Repatriation responds to European colonialism and expansion. In the Caribbean, colonisation resulted in the systematic depopulating of Indigenous peoples, the forced importation of Africans, and the arrival of Indians and Chinese under indentureship schemes.
Imperial expansion also relied on cultural extraction and theft. In Jamaica, cultural items were taken during Spanish (1492-1655) and British rule (1655-1962) and classified as patrimony of empire. Their removal in the name of empire represents looting, and their repatriation establishes a restitutive process to reclaim material cultural identity.
Repairing the damage
The repatriation of cultural items, including art, is an extremely complex one shaped by legal, national and international policies. Repatriation functions as part of a larger restitutive process that seeks to repair damage due to global histories of looting and the destruction of cultural property.
Unesco’s 1954 Hague Convention was the first international attempt to protect cultural property during wartime. The 1970 and 1995 UniDroit conventions on illicit trafficking of cultural property seek to encourage countries to develop the infrastructure to document and protect cultural heritage from illicit appropriation. While this is only a sample of the conventions protecting of cultural property, they do not address illicit trafficking prior to 1970.
The Intergovernmental Committee on Restitution and Repatriation is an important forum for countries to formally request the repatriation of cultural items, especially those looted during colonialism, but national legislative frameworks like the British Museum Act of 1963 often undermine the repatriation process.
Beat the blockers
Universities can provide an important avenue for repatriation in cases where national policies and laws undermine international conventions and bilateral agreements.
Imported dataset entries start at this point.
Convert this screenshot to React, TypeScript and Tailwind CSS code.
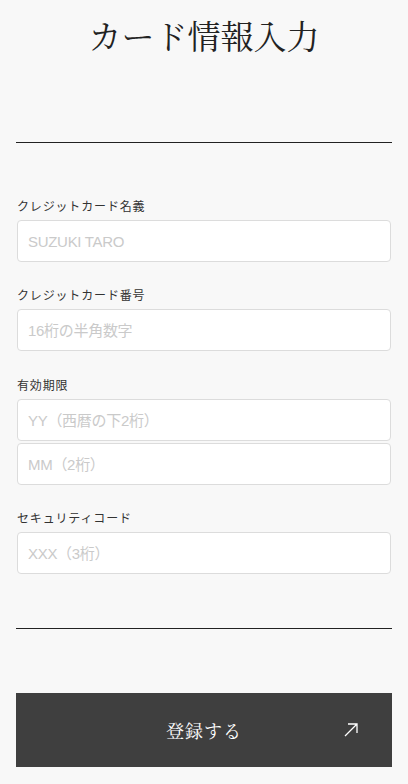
export default function App() {
  const labelCls = "block text-[12px] tracking-[0.07em] text-[#333] mb-[5px] leading-[16px]";
  const inputCls =
    "block w-full h-[42px] rounded-[4px] border border-[#dcdcdc] bg-white px-[10px] text-[15px] tracking-[-0.02em] text-[#333] placeholder:text-[#cacaca] outline-none";

  return (
    <div className="min-h-[784px] bg-[#f8f8f8] px-4 pt-[12px] pb-[18px] font-['Liberation_Sans','Noto_Sans_CJK_JP',sans-serif]">
      <h1 className="text-center text-[33px] leading-[46px] text-[#222] font-['Noto_Serif_CJK_JP','Liberation_Serif','Noto_Sans_CJK_JP',serif]">
        カード情報入力
      </h1>
      <div className="mt-[84px] border-t border-[#222]" />

      <form className="pt-[56px]">
        <div className="px-px">
          <label className={labelCls}>クレジットカード名義</label>
          <input className={inputCls} placeholder="SUZUKI TARO" />
        </div>
        <div className="mt-[26px] px-px">
          <label className={labelCls}>クレジットカード番号</label>
          <input className={inputCls} placeholder="16桁の半角数字" />
        </div>
        <div className="mt-[27px] px-px">
          <label className={labelCls}>有効期限</label>
          <div className="flex flex-col gap-[2px]">
            <input className={inputCls} placeholder="YY（西暦の下2桁）" />
            <input className={inputCls} placeholder="MM（2桁）" />
          </div>
        </div>
        <div className="mt-[26px] px-px">
          <label className={labelCls}>セキュリティコード</label>
          <input className={inputCls} placeholder="XXX（3桁）" />
        </div>
      </form>

      <div className="mt-[54px] border-t border-[#222]" />

      <button className="relative mt-[64px] flex h-[74px] w-full items-center justify-center bg-[#3f3f3f] text-white">
        <span className="text-[18px] tracking-[0.05em] font-['Noto_Serif_CJK_JP','Liberation_Serif','Noto_Sans_CJK_JP',serif]">
          登録する
        </span>
        <svg
          className="absolute right-[34px] top-1/2 -translate-y-1/2"
          width="14"
          height="14"
          viewBox="0 0 14 14"
          fill="none"
          stroke="white"
          strokeWidth="1.3"
        >
          <path d="M1 13 L13 1 M4 1 H13 V10" />
        </svg>
      </button>
    </div>
  );
}
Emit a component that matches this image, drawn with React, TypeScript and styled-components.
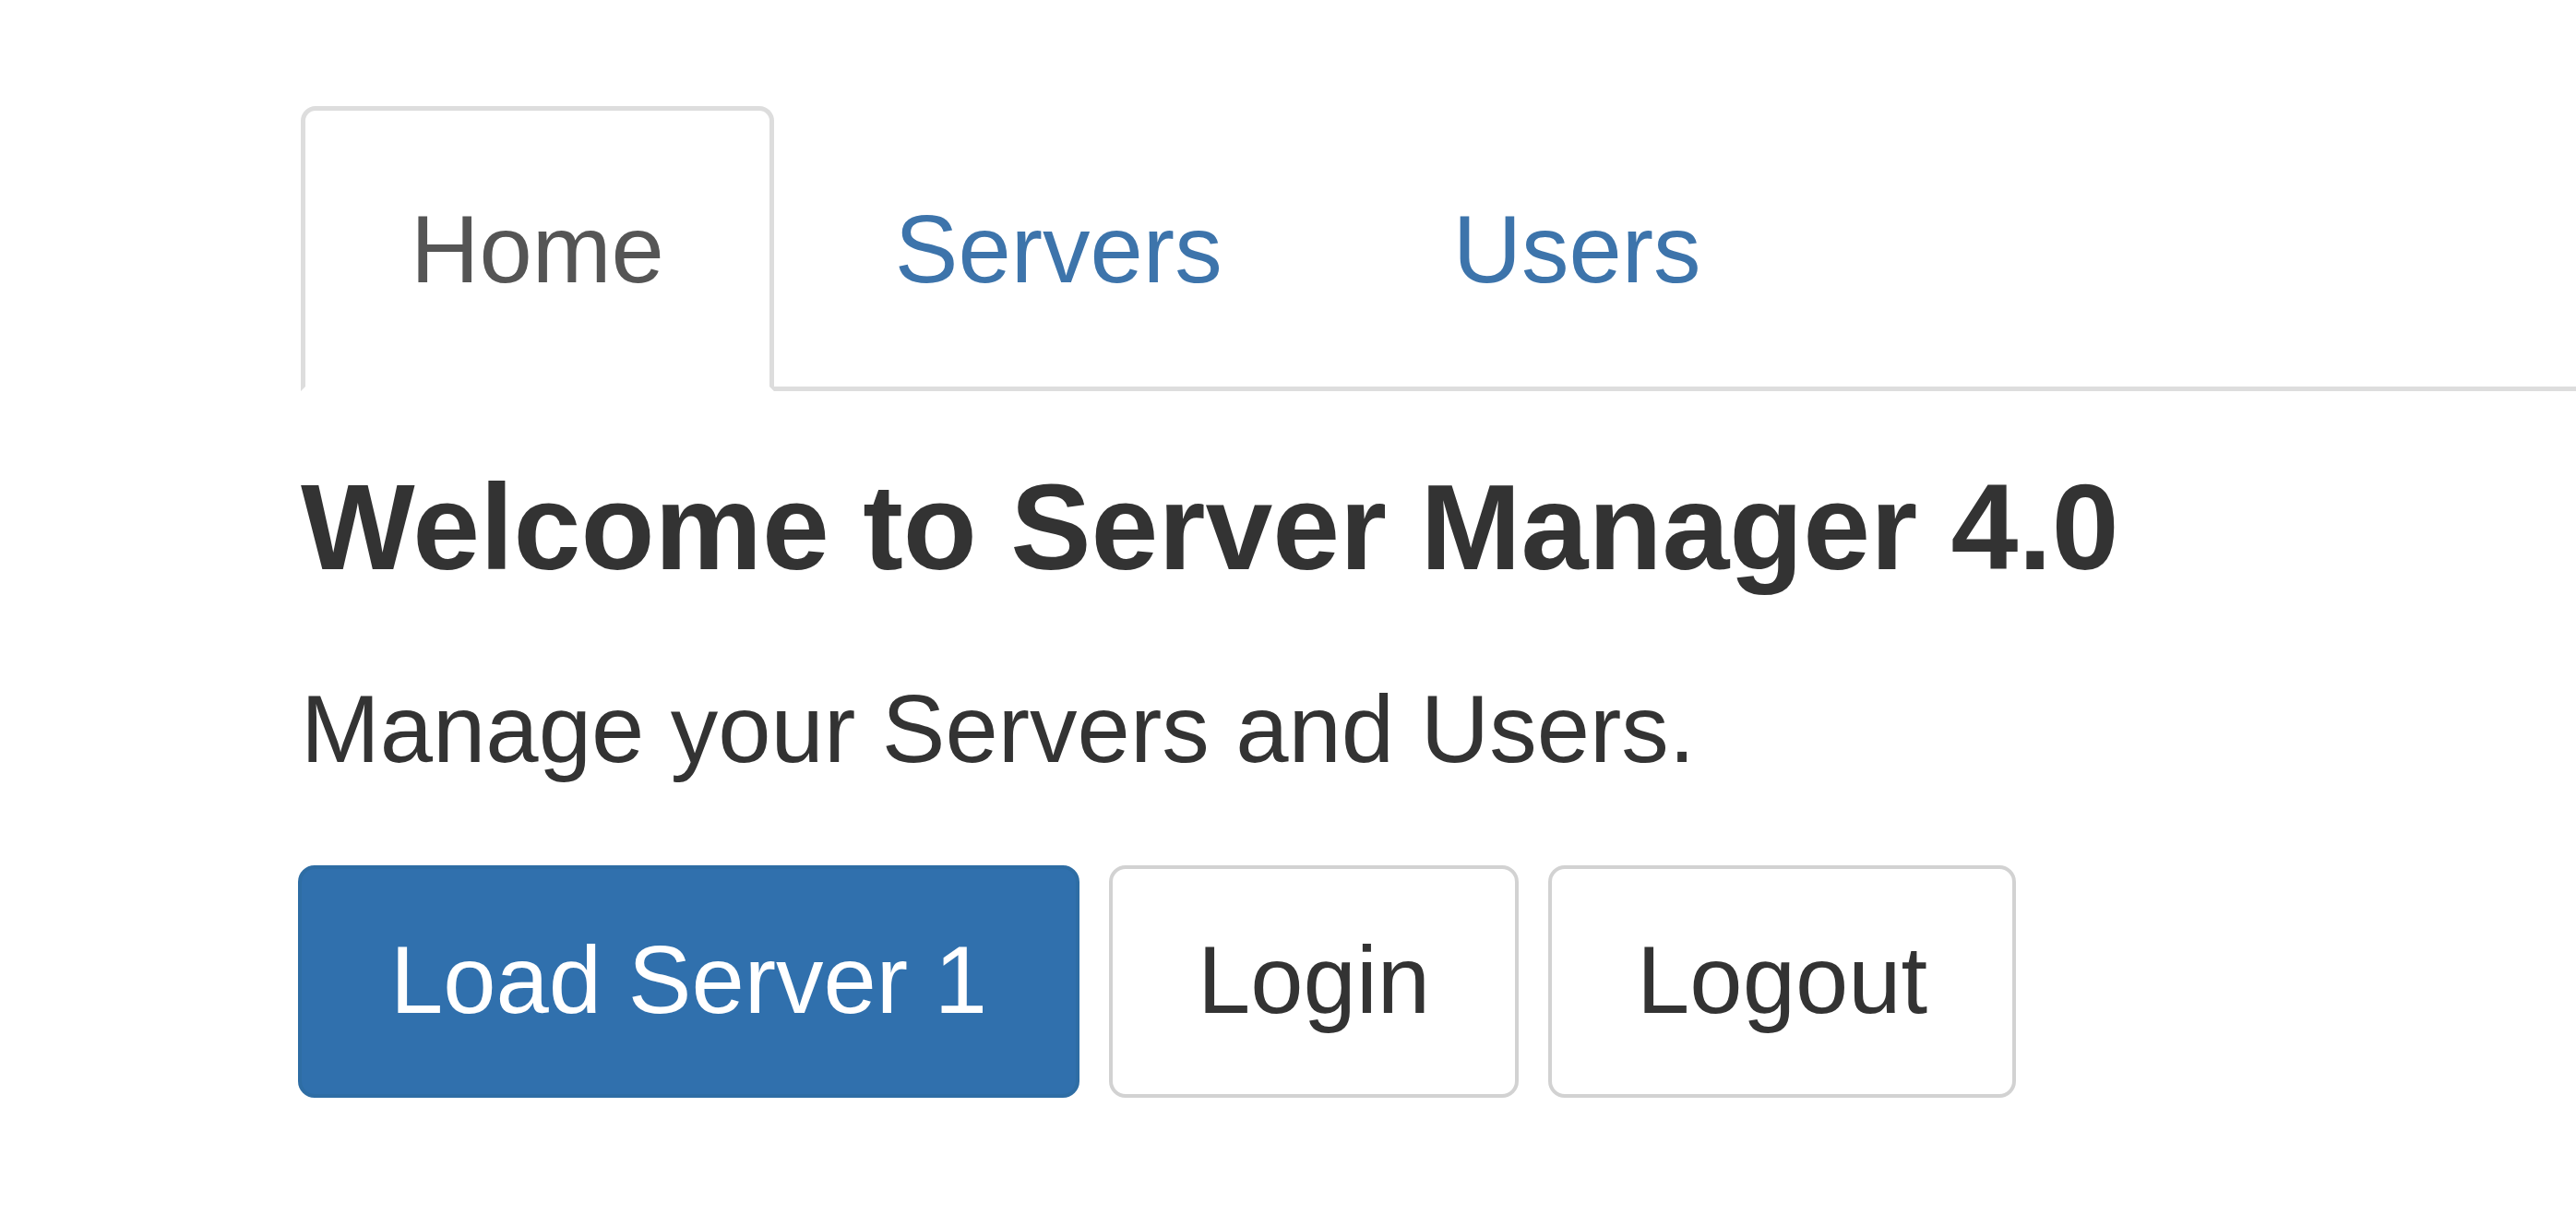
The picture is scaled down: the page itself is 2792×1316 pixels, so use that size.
import React, { useState } from "react";
import styled, { createGlobalStyle } from "styled-components";

const GlobalStyle = createGlobalStyle`
  html, body {
    margin: 0;
    padding: 0;
    background: #ffffff;
  }
  body {
    font-family: "Liberation Sans", Arial, Helvetica, sans-serif;
    color: #333333;
  }
`;

const Page = styled.div`
  padding: 115px 0 0 326px;
`;

const TabBar = styled.ul`
  display: flex;
  margin: 0;
  padding: 0;
  list-style: none;
  border-bottom: 5px solid #dddddd;
`;

const TabItem = styled.li`
  margin-right: 12px;
  margin-bottom: -5px;
`;

const TabLink = styled.a<{ $active?: boolean }>`
  display: block;
  padding: 78px 114px 75px;
  font-size: 103px;
  line-height: 146px;
  text-decoration: none;
  cursor: pointer;
  border: 5px solid transparent;
  border-radius: 16px 16px 0 0;
  color: ${(p) => (p.$active ? "#555555" : "#3d74ab")};
  background: ${(p) => (p.$active ? "#ffffff" : "transparent")};
  ${(p) =>
    p.$active &&
    `
    border-color: #dddddd;
    border-bottom-color: #ffffff;
  `}
`;

const Content = styled.div`
  padding-top: 76px;
`;

const Heading = styled.h4`
  margin: 0;
  font-size: 131px;
  line-height: 144px;
  font-weight: 700;
  color: #333333;
`;

const Lead = styled.p`
  margin: 74px 0 0;
  font-size: 103px;
  line-height: 146px;
  color: #333333;
`;

const ButtonRow = styled.div`
  display: flex;
  gap: 32px;
  margin-top: 74px;
  margin-left: -3px;
`;

const Button = styled.button<{ $primary?: boolean }>`
  font-family: "Liberation Sans", Arial, Helvetica, sans-serif;
  font-size: 103px;
  line-height: 146px;
  padding: 48px ${(p) => (p.$primary ? "96px" : "92px")} 50px;
  border-radius: 18px;
  cursor: pointer;
  border: 4px solid ${(p) => (p.$primary ? "#2e6da4" : "#d2d2d2")};
  background: ${(p) => (p.$primary ? "#3070ad" : "#ffffff")};
  color: ${(p) => (p.$primary ? "#ffffff" : "#333333")};
`;

const tabs = ["Home", "Servers", "Users"];

const App: React.FC = () => {
  const [active, setActive] = useState<string>("Home");

  return (
    <Page>
      <GlobalStyle />
      <TabBar>
        {tabs.map((t) => (
          <TabItem key={t}>
            <TabLink $active={active === t} onClick={() => setActive(t)}>
              {t}
            </TabLink>
          </TabItem>
        ))}
      </TabBar>
      <Content>
        <Heading>Welcome to Server Manager 4.0</Heading>
        <Lead>Manage your Servers and Users.</Lead>
        <ButtonRow>
          <Button $primary>Load Server 1</Button>
          <Button>Login</Button>
          <Button>Logout</Button>
        </ButtonRow>
      </Content>
    </Page>
  );
};

export default App;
The return of Jamaica’s extinct galliwasp gives stakeholders access to a wet specimen for study and has stimulated research on repatriation and colonial collecting within reparative justice debates in the Caribbean.
The reclamation of identity and heritage as restitution has guided many repatriation processes including Jewish cultural material looted by Nazis, the Benin Bronzes, and the return of human remains to Namibia from Germany, and of ceremonial military pieces to Sri Lanka from the Netherlands.
Reclamation of identity is the basis of the Jamaican government’s continued requests for the return of the Carpenter’s Mountain Zemi collection pilfered by Isaac Alves Rebello in 1792 and acquired by the British Museum between 1799 and 1803. The three carvings are the best and largest examples of pre-Columbian Indigenous art from Jamaica. Resistance to returning the collection denies the average Jamaican access to the diversity of Caribbean art dating as far back as the Taíno, Jamaica’s Indigenous population—cultural property collections housed in North America and Europe require visas to visit.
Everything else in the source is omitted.